When we lie, we're not just breaking a rule. We're reenacting the fall. And lying doesn't just affect us spiritually. Here's what the neuroscience now confirms. Researchers at University College London found through brain imaging that the amygdala, the part of the brain that fires when something feels wrong, responds strongly to the first lie. The liar feels guilty. But with repetition, that response fades. The brain adapts. Each lie gets easier and bigger.
Aquinas would not have been surprised. He taught that vice, like virtue, is built through habit. Once you justify dishonesty in small things, the range of what feels acceptable expands until dishonesty becomes your settled disposition. Whoever is dishonest in a very little, Christ warns in Luke 16, is dishonest also in much.
The famous writer Fyodor Dostoevsky saw where this leads. In his famous book The Brothers Karamazov, the character Father Zosima warns, Above all, don't lie to yourself. The man who lies to himself and listens to his own lie comes to a point that he cannot distinguish the truth within him, or around him, and so loses all respect for himself and for others.
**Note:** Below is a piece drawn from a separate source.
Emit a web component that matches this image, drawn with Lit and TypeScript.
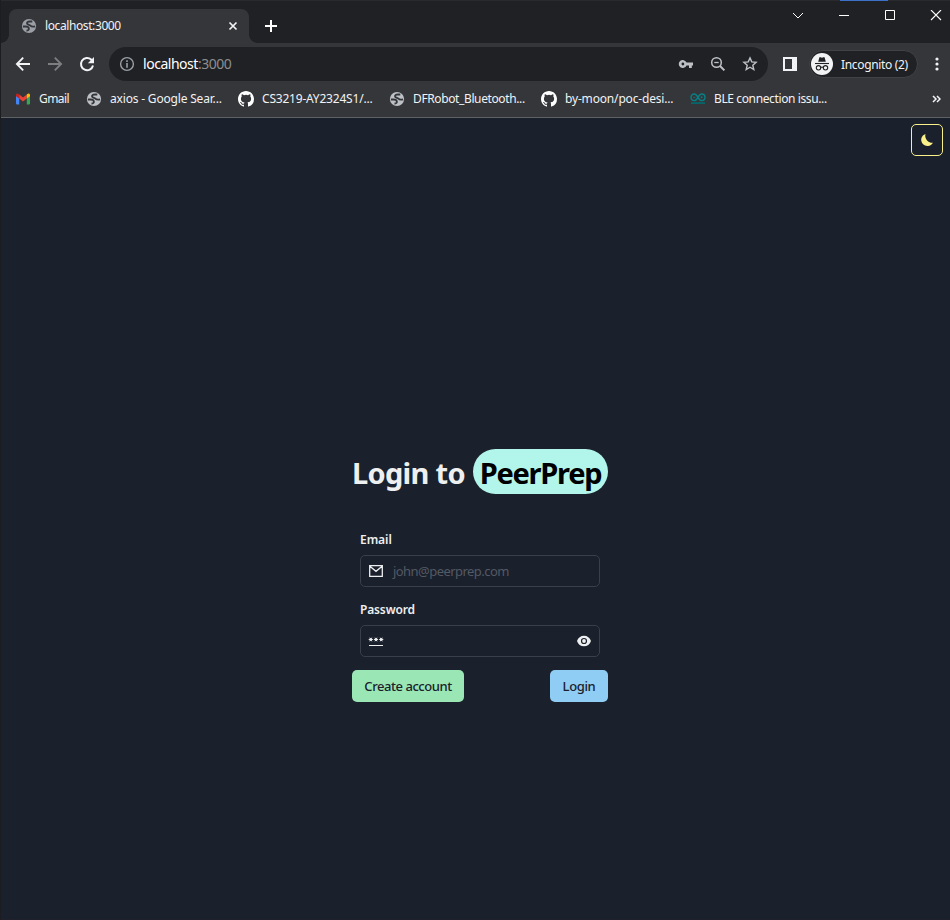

That's the real danger. Not the single lie, but the habit of lying that eventually blinds you to truth altogether. The Catechism calls this a darkening of conscience. You lose the instrument you'd need to find your way back. So what do we do about it?
The Catholic answer isn't just, stop lying. It's the cultivation of the virtue of truthfulness, what Aquinas calls verazitas. Truthfulness is a part of justice. We owe the truth to others. But it's also the precondition for every other virtue, because without an honest account of yourself, you can't practice real humility, real courage, or real charity. And the Church gives us a place to practice radical honesty, the confessional. That's where the anti-truth of the serpent meets the mercy of Christ, where we speak without disguise and are restored. St. Irenaeus said the glory of God is a human being fully alive. We can't be fully alive while living a lie, not even a small one. The truth will set us free. But we have to be willing to speak it first. First. Thank you.